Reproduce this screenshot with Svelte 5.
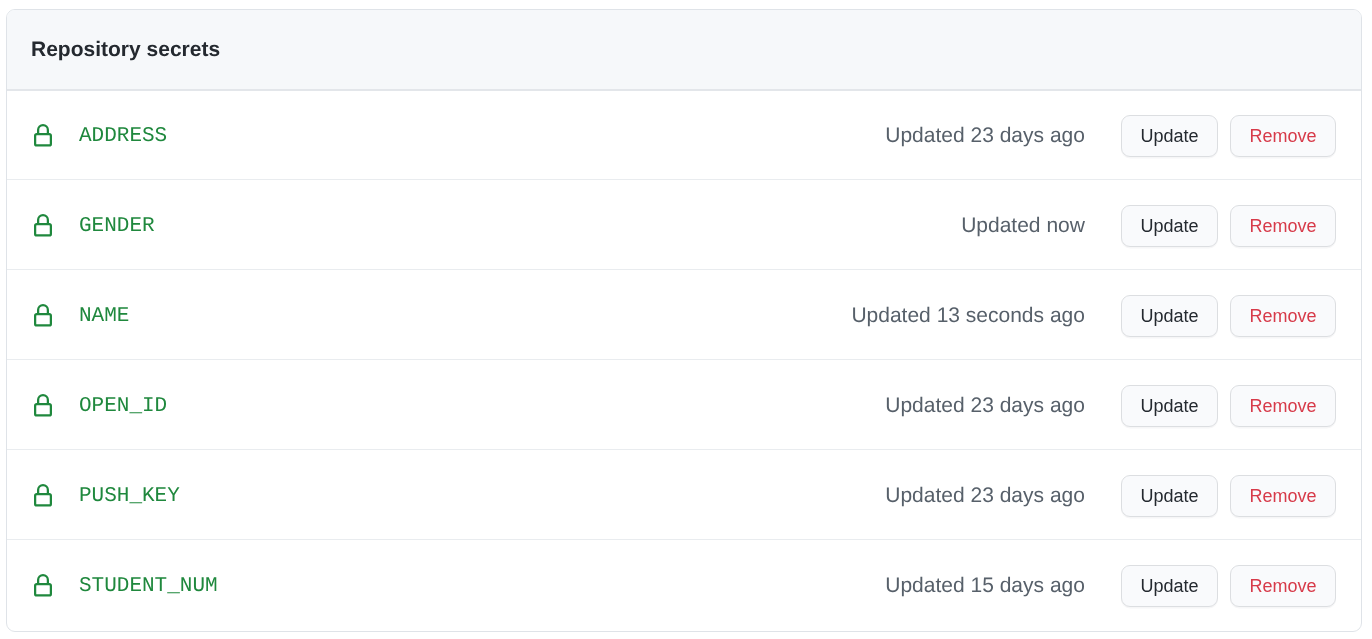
<script>
  const secrets = [
    { name: 'ADDRESS', updated: 'Updated 23 days ago' },
    { name: 'GENDER', updated: 'Updated now' },
    { name: 'NAME', updated: 'Updated 13 seconds ago' },
    { name: 'OPEN_ID', updated: 'Updated 23 days ago' },
    { name: 'PUSH_KEY', updated: 'Updated 23 days ago' },
    { name: 'STUDENT_NUM', updated: 'Updated 15 days ago' }
  ];
</script>

<div class="page">
  <section class="box">
    <header class="head"><h2>Repository secrets</h2></header>
    {#each secrets as s}
      <div class="row">
        <svg class="lock" viewBox="0 0 16 16" width="24" height="24" aria-hidden="true">
          <path fill="currentColor" d="M4 4a4 4 0 0 1 8 0v2h.25c.966 0 1.75.784 1.75 1.75v5.5A1.75 1.75 0 0 1 12.25 15h-8.5A1.75 1.75 0 0 1 2 13.25v-5.5C2 6.784 2.784 6 3.75 6H4Zm8.25 3.5h-8.5a.25.25 0 0 0-.25.25v5.5c0 .138.112.25.25.25h8.5a.25.25 0 0 0 .25-.25v-5.5a.25.25 0 0 0-.25-.25ZM10.5 6V4a2.5 2.5 0 1 0-5 0v2Z" />
        </svg>
        <code class="name">{s.name}</code>
        <span class="updated">{s.updated}</span>
        <button class="btn">Update</button>
        <button class="btn danger">Remove</button>
      </div>
    {/each}
  </section>
</div>

<style>
  :global(body) {
    margin: 0;
    background: #fff;
    font-family: "Liberation Sans", Arial, sans-serif;
    text-rendering: geometricPrecision;
  }
  .page {
    padding: 9px 10px 7px 6px;
    will-change: transform;
  }
  .box {
    border: 1px solid #dfe3e8;
    border-radius: 9px;
    overflow: hidden;
  }
  .head {
    box-sizing: border-box;
    height: 81px;
    padding: 0 24px;
    display: flex;
    align-items: center;
    background: #f6f8fa;
    border-bottom: 2px solid #e3e6ea;
  }
  h2 {
    margin: 0;
    font-size: 21px;
    font-weight: 700;
    color: #24292f;
  }
  .row {
    padding: 25px 25px 22px 24px;
    display: flex;
    align-items: center;
    border-top: 1px solid #e9ecef;
  }
  .head + .row {
    border-top: 0;
    padding-top: 24px;
  }
  .row:last-child {
    padding-bottom: 24px;
  }
  .lock {
    color: #1f883d;
    flex: none;
  }
  .name {
    margin-left: 24px;
    flex: 1;
    font-family: "Liberation Mono", monospace;
    font-size: 21px;
    color: #1f883d;
  }
  .updated {
    margin-right: 36px;
    font-size: 21px;
    color: #57606a;
  }
  .btn {
    box-sizing: border-box;
    height: 42px;
    padding: 0 18.5px;
    border: 1.5px solid #dcdee1;
    border-radius: 9px;
    background: #f9fafc;
    box-shadow: 0 1.5px 0 rgba(31, 35, 40, 0.04);
    font-family: inherit;
    font-size: 18px;
    color: #24292f;
  }
  .danger {
    margin-left: 12px;
    color: #d73a49;
  }
</style>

Given instruction
Extract every line of the data exactly; pictures stay out.

Output of the task
Reproduce this screenshot with Svelte 5.
<script>
  const secrets = [
    { name: 'ADDRESS', updated: 'Updated 23 days ago' },
    { name: 'GENDER', updated: 'Updated now' },
    { name: 'NAME', updated: 'Updated 13 seconds ago' },
    { name: 'OPEN_ID', updated: 'Updated 23 days ago' },
    { name: 'PUSH_KEY', updated: 'Updated 23 days ago' },
    { name: 'STUDENT_NUM', updated: 'Updated 15 days ago' }
  ];
</script>

<div class="page">
  <section class="box">
    <header class="head"><h2>Repository secrets</h2></header>
    {#each secrets as s}
      <div class="row">
        <svg class="lock" viewBox="0 0 16 16" width="24" height="24" aria-hidden="true">
          <path fill="currentColor" d="M4 4a4 4 0 0 1 8 0v2h.25c.966 0 1.75.784 1.75 1.75v5.5A1.75 1.75 0 0 1 12.25 15h-8.5A1.75 1.75 0 0 1 2 13.25v-5.5C2 6.784 2.784 6 3.75 6H4Zm8.25 3.5h-8.5a.25.25 0 0 0-.25.25v5.5c0 .138.112.25.25.25h8.5a.25.25 0 0 0 .25-.25v-5.5a.25.25 0 0 0-.25-.25ZM10.5 6V4a2.5 2.5 0 1 0-5 0v2Z" />
        </svg>
        <code class="name">{s.name}</code>
        <span class="updated">{s.updated}</span>
        <button class="btn">Update</button>
        <button class="btn danger">Remove</button>
      </div>
    {/each}
  </section>
</div>

<style>
  :global(body) {
    margin: 0;
    background: #fff;
    font-family: "Liberation Sans", Arial, sans-serif;
    text-rendering: geometricPrecision;
  }
  .page {
    padding: 9px 10px 7px 6px;
    will-change: transform;
  }
  .box {
    border: 1px solid #dfe3e8;
    border-radius: 9px;
    overflow: hidden;
  }
  .head {
    box-sizing: border-box;
    height: 81px;
    padding: 0 24px;
    display: flex;
    align-items: center;
    background: #f6f8fa;
    border-bottom: 2px solid #e3e6ea;
  }
  h2 {
    margin: 0;
    font-size: 21px;
    font-weight: 700;
    color: #24292f;
  }
  .row {
    padding: 25px 25px 22px 24px;
    display: flex;
    align-items: center;
    border-top: 1px solid #e9ecef;
  }
  .head + .row {
    border-top: 0;
    padding-top: 24px;
  }
  .row:last-child {
    padding-bottom: 24px;
  }
  .lock {
    color: #1f883d;
    flex: none;
  }
  .name {
    margin-left: 24px;
    flex: 1;
    font-family: "Liberation Mono", monospace;
    font-size: 21px;
    color: #1f883d;
  }
  .updated {
    margin-right: 36px;
    font-size: 21px;
    color: #57606a;
  }
  .btn {
    box-sizing: border-box;
    height: 42px;
    padding: 0 18.5px;
    border: 1.5px solid #dcdee1;
    border-radius: 9px;
    background: #f9fafc;
    box-shadow: 0 1.5px 0 rgba(31, 35, 40, 0.04);
    font-family: inherit;
    font-size: 18px;
    color: #24292f;
  }
  .danger {
    margin-left: 12px;
    color: #d73a49;
  }
</style>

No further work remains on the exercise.